• _Problem_
Set the data down again, exactly as it reads, but without the pictures.
■ ■ ■ ■
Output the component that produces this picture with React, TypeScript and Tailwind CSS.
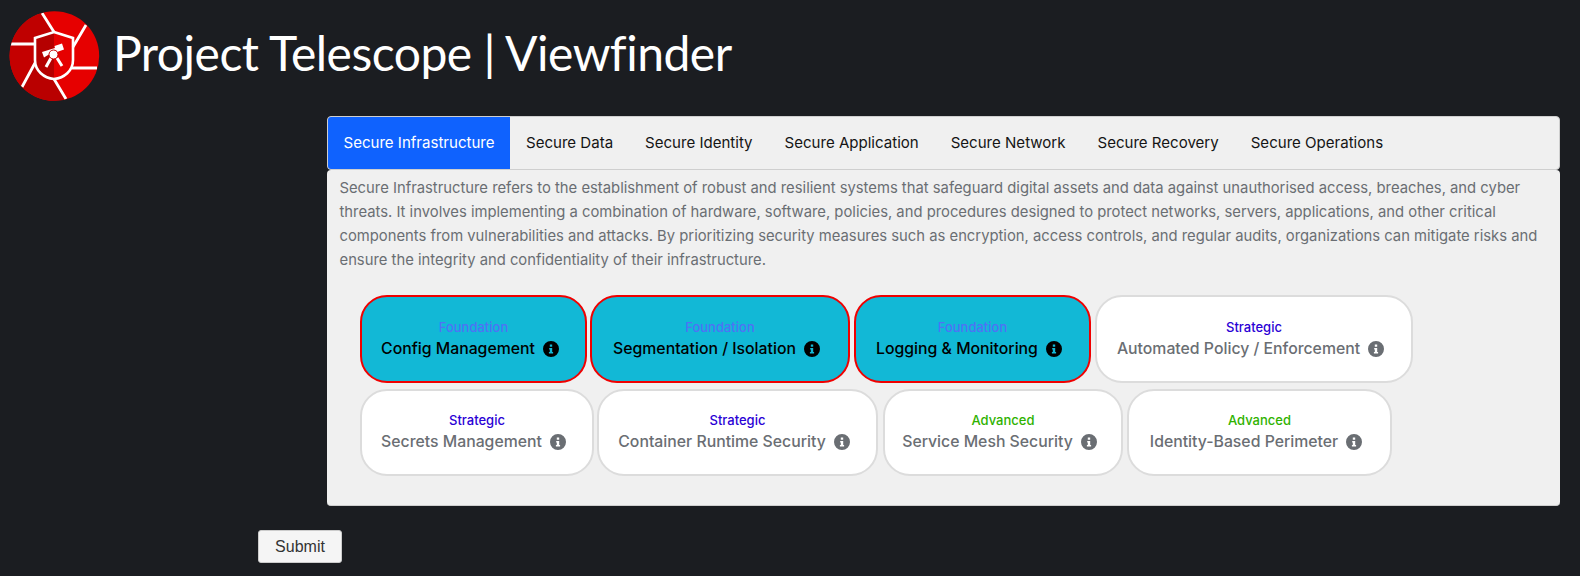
const tabs = ['Secure Infrastructure', 'Secure Data', 'Secure Identity', 'Secure Application', 'Secure Network', 'Secure Recovery', 'Secure Operations'];

interface Capability {
  level: 'Foundation' | 'Strategic' | 'Advanced';
  name: string;
  width: string;
  selected?: boolean;
}

const rowOne: Capability[] = [
  { level: 'Foundation', name: 'Config Management', width: 'w-[227px] h-[88px]', selected: true },
  { level: 'Foundation', name: 'Segmentation / Isolation', width: 'w-[260px] h-[88px] -ml-[1px]', selected: true },
  { level: 'Foundation', name: 'Logging & Monitoring', width: 'w-[237px] h-[88px]', selected: true },
  { level: 'Strategic', name: 'Automated Policy / Enforcement', width: 'w-[318px] h-[88px]' },
];

const rowTwo: Capability[] = [
  { level: 'Strategic', name: 'Secrets Management', width: 'w-[234px] h-[87px] pb-[2px]' },
  { level: 'Strategic', name: 'Container Runtime Security', width: 'w-[281px] h-[87px] pb-[2px] -ml-[1px]' },
  { level: 'Advanced', name: 'Service Mesh Security', width: 'w-[240px] h-[87px] pb-[2px] ml-[1px]' },
  { level: 'Advanced', name: 'Identity-Based Perimeter', width: 'w-[265px] h-[87px] pb-[2px]' },
];

const levelColor = {
  Foundation: 'text-[#4f72f5]',
  Strategic: 'text-[#2a00d5]',
  Advanced: 'text-[#2fb200]',
};

function Logo() {
  return (
    <svg viewBox="0 0 110 110" className="w-[110px] h-[110px] shrink-0">
      <defs>
        <clipPath id="disc">
          <circle cx="54.4" cy="56" r="44.8" />
        </clipPath>
      </defs>
      <g clipPath="url(#disc)">
        <rect width="110" height="110" fill="#e60000" />
        <path d="M54 32L40 8H4V44H35Z" fill="#bf0000" />
        <path d="M35 44H4V90H20L35 63Z" fill="#c40000" />
        <path d="M35 63L20 90V106H70L54 79Z" fill="#b90000" />
        <path d="M42 13L54 32M86 25L73 47M97 68H72M66 99L54 79M22 87L35 63M10 44H35" stroke="#fff" strokeWidth="2.8" fill="none" />
      </g>
      <path d="M54 32L35 38V60C35 71 44 78 54 79Z" fill="#b50000" />
      <path d="M54 32L73 38V60C73 71 64 78 54 79C44 78 35 71 35 60V38Z" fill="none" stroke="#fff" strokeWidth="2.6" />
      <path d="M42 52L55 48L54.5 46L62 43.5L64 49.5L57 52L56 50L44 57.5Z" fill="#fff" />
      <path d="M51 58L46 67M57 58L62 66" stroke="#fff" strokeWidth="3" fill="none" />
      <circle cx="53.5" cy="54.5" r="4.5" fill="#fff" stroke="#c40000" strokeWidth="1" />
    </svg>
  );
}

function InfoIcon({ selected }: { selected?: boolean }) {
  return (
    <svg viewBox="0 0 16 16" className="w-4 h-4 shrink-0" fill={selected ? '#000' : '#6a6e73'}>
      <path fillRule="evenodd" d="M8 0a8 8 0 1 1 0 16A8 8 0 0 1 8 0ZM6.8 3.6h2.4v2.1H6.8ZM6.2 7h3v4.1h.9v1.4H5.9v-1.4h.9V8.4h-.6Z" />
    </svg>
  );
}

function Card({ item }: { item: Capability }) {
  return (
    <div
      className={`${item.width} rounded-[27px] border-2 flex flex-col items-center justify-center shrink-0 ${
        item.selected ? 'bg-[#12b8d6] border-[#f00000]' : 'bg-white border-[#dcdcdc]'
      }`}
    >
      <div className={`text-[13px] leading-[20px] font-medium ${levelColor[item.level]}`}>{item.level}</div>
      <div className={`pr-[7px] flex items-center gap-2 text-[15.8px] leading-[24px] font-medium ${item.selected ? 'text-black' : 'text-[#6a6e73]'}`}>
        {item.name}
        <InfoIcon selected={item.selected} />
      </div>
    </div>
  );
}

export default function App() {
  return (
    <div className="h-[576px] overflow-hidden bg-[#1b1d21] font-['Inter',sans-serif]">
      <header className="h-[116px] flex items-start">
        <Logo />
        <h1 className="ml-[3px] mt-[23px] text-[48px] leading-[60px] font-normal text-white tracking-[-0.5px] font-['Lato',sans-serif] whitespace-nowrap">
          Project Telescope | Viewfinder
        </h1>
      </header>

      <div className="ml-[327px] w-[1233px]">
        <div className="h-[54px] flex bg-[#f0f0f0] border border-[#cfcfcf] rounded-[4px] overflow-hidden">
          {tabs.map((tab, i) => (
            <div
              key={tab}
              className={`flex items-center text-[15.05px] whitespace-nowrap ${i === 0 ? 'px-[15.5px] bg-[#0f62fe] text-white' : 'px-4 text-[#151515]'}`}
            >
              {tab}
            </div>
          ))}
        </div>
        <div className="h-[336px] bg-[#f0f0f0] rounded-[4px] border-b border-[#cfcfcf] px-[12.5px] pt-[6px]">
          <p className="text-[14.8px] leading-[24px] text-[#6a6e73] whitespace-nowrap">
            Secure Infrastructure refers to the establishment of robust and resilient systems that safeguard digital assets and data against unauthorised access, breaches, and cyber
            <br />
            threats. It involves implementing a combination of hardware, software, policies, and procedures designed to protect networks, servers, applications, and other critical
            <br />
            components from vulnerabilities and attacks. By prioritizing security measures such as encryption, access controls, and regular audits, organizations can mitigate risks and
            <br />
            ensure the integrity and confidentiality of their infrastructure.
          </p>
          <div className="mt-[23px] ml-[20.5px] flex flex-col gap-[6px]">
            <div className="flex gap-[4px]">
              {rowOne.map(item => <Card key={item.name} item={item} />)}
            </div>
            <div className="flex gap-[4px]">
              {rowTwo.map(item => <Card key={item.name} item={item} />)}
            </div>
          </div>
        </div>
      </div>

      <button className="block ml-[258px] mt-[24px] w-[84px] h-[33px] bg-[#f5f5f5] border border-[#cccccc] rounded-[3px] text-[16px] text-[#333] font-['Liberation_Sans',sans-serif]">
        Submit
      </button>
    </div>
  );
}
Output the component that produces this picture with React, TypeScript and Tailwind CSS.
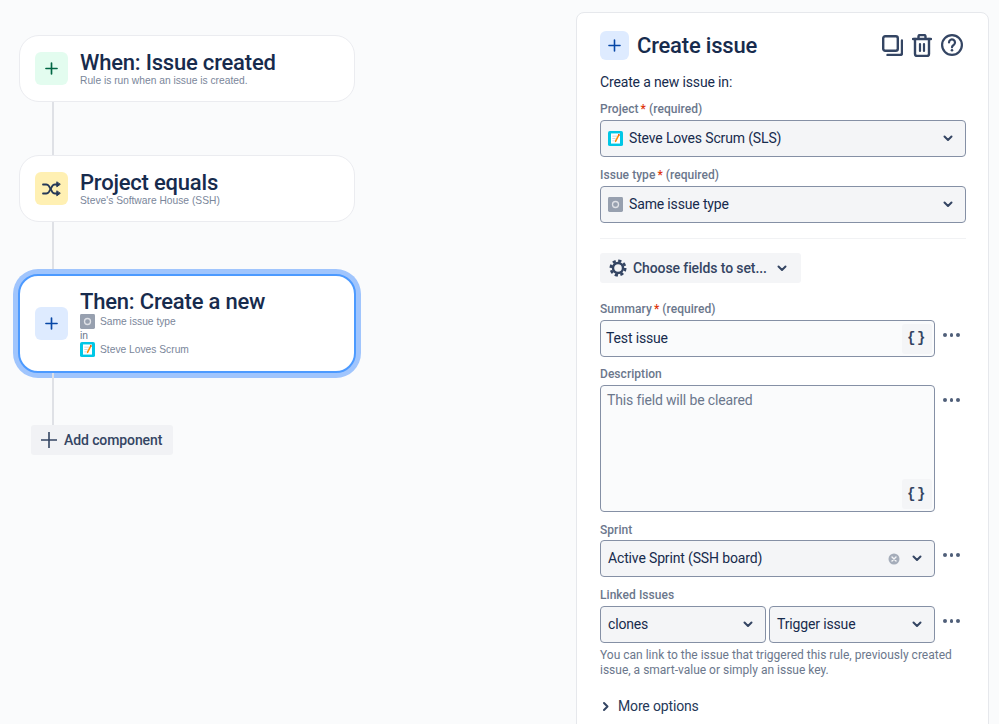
■ ■ ■ ■
• _Completed exercise_
Output the component that produces this picture with React, TypeScript and Tailwind CSS.
const tabs = ['Secure Infrastructure', 'Secure Data', 'Secure Identity', 'Secure Application', 'Secure Network', 'Secure Recovery', 'Secure Operations'];

interface Capability {
  level: 'Foundation' | 'Strategic' | 'Advanced';
  name: string;
  width: string;
  selected?: boolean;
}

const rowOne: Capability[] = [
  { level: 'Foundation', name: 'Config Management', width: 'w-[227px] h-[88px]', selected: true },
  { level: 'Foundation', name: 'Segmentation / Isolation', width: 'w-[260px] h-[88px] -ml-[1px]', selected: true },
  { level: 'Foundation', name: 'Logging & Monitoring', width: 'w-[237px] h-[88px]', selected: true },
  { level: 'Strategic', name: 'Automated Policy / Enforcement', width: 'w-[318px] h-[88px]' },
];

const rowTwo: Capability[] = [
  { level: 'Strategic', name: 'Secrets Management', width: 'w-[234px] h-[87px] pb-[2px]' },
  { level: 'Strategic', name: 'Container Runtime Security', width: 'w-[281px] h-[87px] pb-[2px] -ml-[1px]' },
  { level: 'Advanced', name: 'Service Mesh Security', width: 'w-[240px] h-[87px] pb-[2px] ml-[1px]' },
  { level: 'Advanced', name: 'Identity-Based Perimeter', width: 'w-[265px] h-[87px] pb-[2px]' },
];

const levelColor = {
  Foundation: 'text-[#4f72f5]',
  Strategic: 'text-[#2a00d5]',
  Advanced: 'text-[#2fb200]',
};

function Logo() {
  return (
    <svg viewBox="0 0 110 110" className="w-[110px] h-[110px] shrink-0">
      <defs>
        <clipPath id="disc">
          <circle cx="54.4" cy="56" r="44.8" />
        </clipPath>
      </defs>
      <g clipPath="url(#disc)">
        <rect width="110" height="110" fill="#e60000" />
        <path d="M54 32L40 8H4V44H35Z" fill="#bf0000" />
        <path d="M35 44H4V90H20L35 63Z" fill="#c40000" />
        <path d="M35 63L20 90V106H70L54 79Z" fill="#b90000" />
        <path d="M42 13L54 32M86 25L73 47M97 68H72M66 99L54 79M22 87L35 63M10 44H35" stroke="#fff" strokeWidth="2.8" fill="none" />
      </g>
      <path d="M54 32L35 38V60C35 71 44 78 54 79Z" fill="#b50000" />
      <path d="M54 32L73 38V60C73 71 64 78 54 79C44 78 35 71 35 60V38Z" fill="none" stroke="#fff" strokeWidth="2.6" />
      <path d="M42 52L55 48L54.5 46L62 43.5L64 49.5L57 52L56 50L44 57.5Z" fill="#fff" />
      <path d="M51 58L46 67M57 58L62 66" stroke="#fff" strokeWidth="3" fill="none" />
      <circle cx="53.5" cy="54.5" r="4.5" fill="#fff" stroke="#c40000" strokeWidth="1" />
    </svg>
  );
}

function InfoIcon({ selected }: { selected?: boolean }) {
  return (
    <svg viewBox="0 0 16 16" className="w-4 h-4 shrink-0" fill={selected ? '#000' : '#6a6e73'}>
      <path fillRule="evenodd" d="M8 0a8 8 0 1 1 0 16A8 8 0 0 1 8 0ZM6.8 3.6h2.4v2.1H6.8ZM6.2 7h3v4.1h.9v1.4H5.9v-1.4h.9V8.4h-.6Z" />
    </svg>
  );
}

function Card({ item }: { item: Capability }) {
  return (
    <div
      className={`${item.width} rounded-[27px] border-2 flex flex-col items-center justify-center shrink-0 ${
        item.selected ? 'bg-[#12b8d6] border-[#f00000]' : 'bg-white border-[#dcdcdc]'
      }`}
    >
      <div className={`text-[13px] leading-[20px] font-medium ${levelColor[item.level]}`}>{item.level}</div>
      <div className={`pr-[7px] flex items-center gap-2 text-[15.8px] leading-[24px] font-medium ${item.selected ? 'text-black' : 'text-[#6a6e73]'}`}>
        {item.name}
        <InfoIcon selected={item.selected} />
      </div>
    </div>
  );
}

export default function App() {
  return (
    <div className="h-[576px] overflow-hidden bg-[#1b1d21] font-['Inter',sans-serif]">
      <header className="h-[116px] flex items-start">
        <Logo />
        <h1 className="ml-[3px] mt-[23px] text-[48px] leading-[60px] font-normal text-white tracking-[-0.5px] font-['Lato',sans-serif] whitespace-nowrap">
          Project Telescope | Viewfinder
        </h1>
      </header>

      <div className="ml-[327px] w-[1233px]">
        <div className="h-[54px] flex bg-[#f0f0f0] border border-[#cfcfcf] rounded-[4px] overflow-hidden">
          {tabs.map((tab, i) => (
            <div
              key={tab}
              className={`flex items-center text-[15.05px] whitespace-nowrap ${i === 0 ? 'px-[15.5px] bg-[#0f62fe] text-white' : 'px-4 text-[#151515]'}`}
            >
              {tab}
            </div>
          ))}
        </div>
        <div className="h-[336px] bg-[#f0f0f0] rounded-[4px] border-b border-[#cfcfcf] px-[12.5px] pt-[6px]">
          <p className="text-[14.8px] leading-[24px] text-[#6a6e73] whitespace-nowrap">
            Secure Infrastructure refers to the establishment of robust and resilient systems that safeguard digital assets and data against unauthorised access, breaches, and cyber
            <br />
            threats. It involves implementing a combination of hardware, software, policies, and procedures designed to protect networks, servers, applications, and other critical
            <br />
            components from vulnerabilities and attacks. By prioritizing security measures such as encryption, access controls, and regular audits, organizations can mitigate risks and
            <br />
            ensure the integrity and confidentiality of their infrastructure.
          </p>
          <div className="mt-[23px] ml-[20.5px] flex flex-col gap-[6px]">
            <div className="flex gap-[4px]">
              {rowOne.map(item => <Card key={item.name} item={item} />)}
            </div>
            <div className="flex gap-[4px]">
              {rowTwo.map(item => <Card key={item.name} item={item} />)}
            </div>
          </div>
        </div>
      </div>

      <button className="block ml-[258px] mt-[24px] w-[84px] h-[33px] bg-[#f5f5f5] border border-[#cccccc] rounded-[3px] text-[16px] text-[#333] font-['Liberation_Sans',sans-serif]">
        Submit
      </button>
    </div>
  );
}
Output the component that produces this picture with React, TypeScript and Tailwind CSS.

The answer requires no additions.